Now, thus far I’ve been talking about walking, but there are many ways to engage in this practice without walking if that is hard for you. The famous monk Thich Nhat Hanh has a monastic community in Southern france where he teaches walking meditation among other things. When someone who cannot walk comes to learn, he sets them up near the labyrinth and tells them to pick one of the walkers. Deepening her breathing, she is instructed to watch the movement of those feet. Notice the exact moment the foot leaves the ground, how far it lifts, the way the weight shits from the back foot to the front as it touches the ground again.  When the mind wanders, bring it back to the breath and the sight of the foot. Over and over again, practicers say they sometimes lose track of whose foot is in the air during the practice.   

But if you don’t have people to watch, that’s okay too. Find a place to sit outside, on the ground is good, but wherever you can reach works, and watch. Listen. Breathe in the air. Focus on the moment you are in. If you’re a fidgeter like I am, you can trace the pattern of a labyrinth with your finger, using the track of your finger on the journey just like others would use their feet. 

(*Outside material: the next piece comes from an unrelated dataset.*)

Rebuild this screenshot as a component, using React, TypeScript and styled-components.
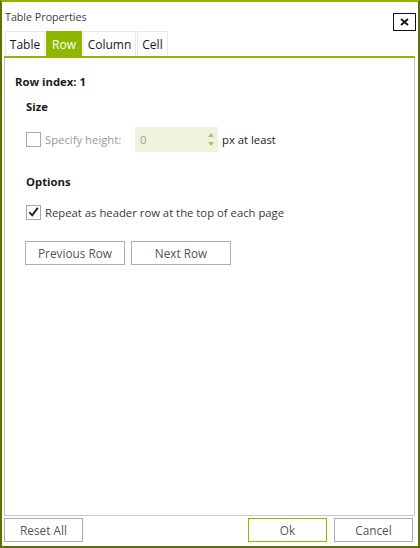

Practicing being grounded means when worry creeps up on you or distractions call to you, you focus on God’s presence in the here and now. You listen and attend, neither dwelling in the past or rushing headlong into the future. Like so many things, it takes practice, and the results aren’t always what you expect, but the more you do it, the more comfortable you grow. 

This week, try grounding yourself, whether it is walking without destination, following the labyrinth on foot or by finger, or even just sitting and being present to the world around you.